### Directive:
Pull every line containing "component" out of the material below.

### Given information:
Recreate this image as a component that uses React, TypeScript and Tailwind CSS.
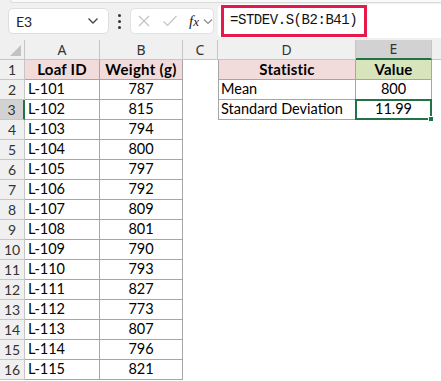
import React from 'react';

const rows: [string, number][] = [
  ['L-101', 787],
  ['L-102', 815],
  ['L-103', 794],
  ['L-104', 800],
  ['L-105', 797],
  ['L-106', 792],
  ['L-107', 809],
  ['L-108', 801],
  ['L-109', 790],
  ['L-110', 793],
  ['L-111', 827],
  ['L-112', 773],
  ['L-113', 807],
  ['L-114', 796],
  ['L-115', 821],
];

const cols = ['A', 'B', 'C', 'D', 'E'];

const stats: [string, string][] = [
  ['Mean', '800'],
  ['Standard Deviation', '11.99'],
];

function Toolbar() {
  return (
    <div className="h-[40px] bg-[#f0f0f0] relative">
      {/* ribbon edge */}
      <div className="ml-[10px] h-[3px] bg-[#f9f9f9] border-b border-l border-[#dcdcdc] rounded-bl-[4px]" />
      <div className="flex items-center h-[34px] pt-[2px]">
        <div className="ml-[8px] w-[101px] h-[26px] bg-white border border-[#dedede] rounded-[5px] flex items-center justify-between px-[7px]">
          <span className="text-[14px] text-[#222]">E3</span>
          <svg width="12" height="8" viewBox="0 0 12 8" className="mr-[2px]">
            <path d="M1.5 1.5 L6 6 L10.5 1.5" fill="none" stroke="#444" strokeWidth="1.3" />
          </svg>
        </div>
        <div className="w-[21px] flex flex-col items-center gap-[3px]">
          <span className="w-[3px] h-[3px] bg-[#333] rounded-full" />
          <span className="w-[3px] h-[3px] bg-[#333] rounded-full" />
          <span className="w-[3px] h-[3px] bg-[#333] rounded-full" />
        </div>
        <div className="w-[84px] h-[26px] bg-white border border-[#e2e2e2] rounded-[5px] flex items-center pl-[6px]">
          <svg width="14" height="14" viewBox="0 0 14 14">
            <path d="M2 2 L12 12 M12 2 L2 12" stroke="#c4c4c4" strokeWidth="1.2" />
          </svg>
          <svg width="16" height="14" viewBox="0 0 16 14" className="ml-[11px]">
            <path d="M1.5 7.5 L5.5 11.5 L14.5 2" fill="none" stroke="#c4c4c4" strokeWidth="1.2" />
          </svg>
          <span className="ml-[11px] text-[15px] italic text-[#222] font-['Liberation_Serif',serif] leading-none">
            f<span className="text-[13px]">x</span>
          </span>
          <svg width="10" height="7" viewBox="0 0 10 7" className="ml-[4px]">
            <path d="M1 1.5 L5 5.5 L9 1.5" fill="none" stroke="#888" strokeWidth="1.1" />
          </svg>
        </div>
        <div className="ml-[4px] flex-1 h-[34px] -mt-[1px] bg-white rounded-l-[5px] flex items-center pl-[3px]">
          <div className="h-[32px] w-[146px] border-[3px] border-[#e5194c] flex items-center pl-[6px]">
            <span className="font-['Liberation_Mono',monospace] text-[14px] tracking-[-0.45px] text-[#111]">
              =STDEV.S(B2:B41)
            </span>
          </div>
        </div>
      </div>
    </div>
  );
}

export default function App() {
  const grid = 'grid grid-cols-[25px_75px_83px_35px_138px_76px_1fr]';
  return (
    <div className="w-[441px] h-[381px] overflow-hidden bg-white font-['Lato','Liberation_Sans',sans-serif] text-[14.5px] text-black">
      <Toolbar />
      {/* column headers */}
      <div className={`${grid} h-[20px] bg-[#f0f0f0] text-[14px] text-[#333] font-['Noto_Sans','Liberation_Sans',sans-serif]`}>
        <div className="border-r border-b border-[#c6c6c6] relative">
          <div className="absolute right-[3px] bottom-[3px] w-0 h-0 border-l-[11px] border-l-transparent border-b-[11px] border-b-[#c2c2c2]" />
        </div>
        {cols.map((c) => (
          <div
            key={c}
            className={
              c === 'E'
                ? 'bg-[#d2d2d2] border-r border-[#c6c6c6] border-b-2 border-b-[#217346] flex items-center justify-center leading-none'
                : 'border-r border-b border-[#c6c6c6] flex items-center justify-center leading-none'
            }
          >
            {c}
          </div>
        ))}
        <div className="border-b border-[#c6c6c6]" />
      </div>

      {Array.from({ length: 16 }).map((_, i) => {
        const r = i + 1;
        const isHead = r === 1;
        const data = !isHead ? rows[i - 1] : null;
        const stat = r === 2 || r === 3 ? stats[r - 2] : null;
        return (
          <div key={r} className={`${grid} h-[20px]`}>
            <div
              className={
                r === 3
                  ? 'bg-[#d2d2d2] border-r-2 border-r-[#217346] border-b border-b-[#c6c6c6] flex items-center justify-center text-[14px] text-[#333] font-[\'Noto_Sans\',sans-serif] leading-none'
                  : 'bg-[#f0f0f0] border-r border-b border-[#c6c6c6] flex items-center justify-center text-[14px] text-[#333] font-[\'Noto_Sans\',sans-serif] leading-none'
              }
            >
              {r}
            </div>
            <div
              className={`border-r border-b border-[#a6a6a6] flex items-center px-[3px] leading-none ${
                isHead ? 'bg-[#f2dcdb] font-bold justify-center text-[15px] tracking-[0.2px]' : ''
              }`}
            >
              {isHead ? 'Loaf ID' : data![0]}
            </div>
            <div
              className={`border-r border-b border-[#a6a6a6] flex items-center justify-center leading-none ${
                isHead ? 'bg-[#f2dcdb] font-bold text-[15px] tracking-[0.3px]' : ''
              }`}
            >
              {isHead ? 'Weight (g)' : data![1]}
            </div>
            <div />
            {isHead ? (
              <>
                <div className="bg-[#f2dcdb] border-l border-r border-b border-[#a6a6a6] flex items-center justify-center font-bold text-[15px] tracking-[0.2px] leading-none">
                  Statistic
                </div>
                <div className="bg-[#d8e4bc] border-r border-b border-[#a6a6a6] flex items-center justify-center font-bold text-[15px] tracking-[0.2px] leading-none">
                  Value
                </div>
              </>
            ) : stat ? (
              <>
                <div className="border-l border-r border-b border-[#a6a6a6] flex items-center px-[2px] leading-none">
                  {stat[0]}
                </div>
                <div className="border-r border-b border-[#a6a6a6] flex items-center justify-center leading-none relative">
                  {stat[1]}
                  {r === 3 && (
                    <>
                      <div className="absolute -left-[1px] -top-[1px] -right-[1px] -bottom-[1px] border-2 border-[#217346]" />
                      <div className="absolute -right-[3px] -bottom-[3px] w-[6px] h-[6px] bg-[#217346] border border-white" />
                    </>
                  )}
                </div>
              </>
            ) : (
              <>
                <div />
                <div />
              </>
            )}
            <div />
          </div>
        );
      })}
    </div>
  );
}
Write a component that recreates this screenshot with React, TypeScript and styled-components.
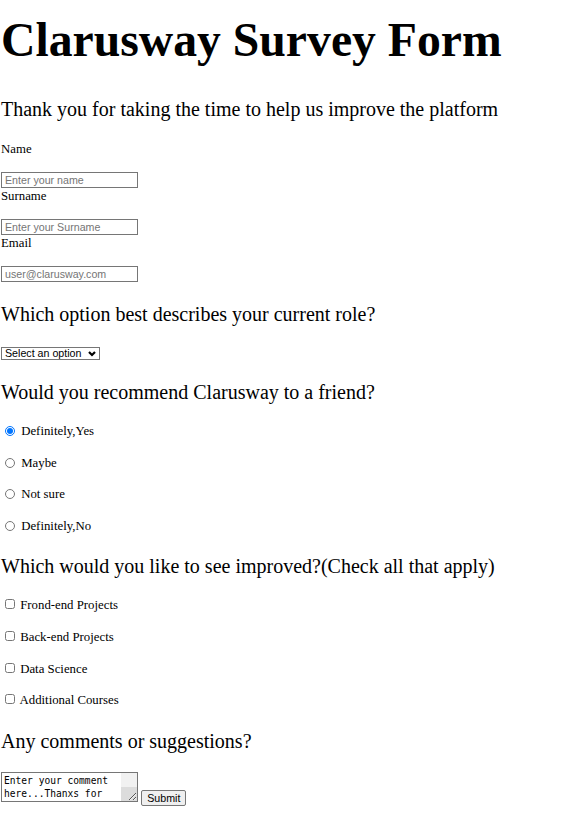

### Task result:
Recreate this image as a component that uses React, TypeScript and Tailwind CSS.
Write a component that recreates this screenshot with React, TypeScript and styled-components.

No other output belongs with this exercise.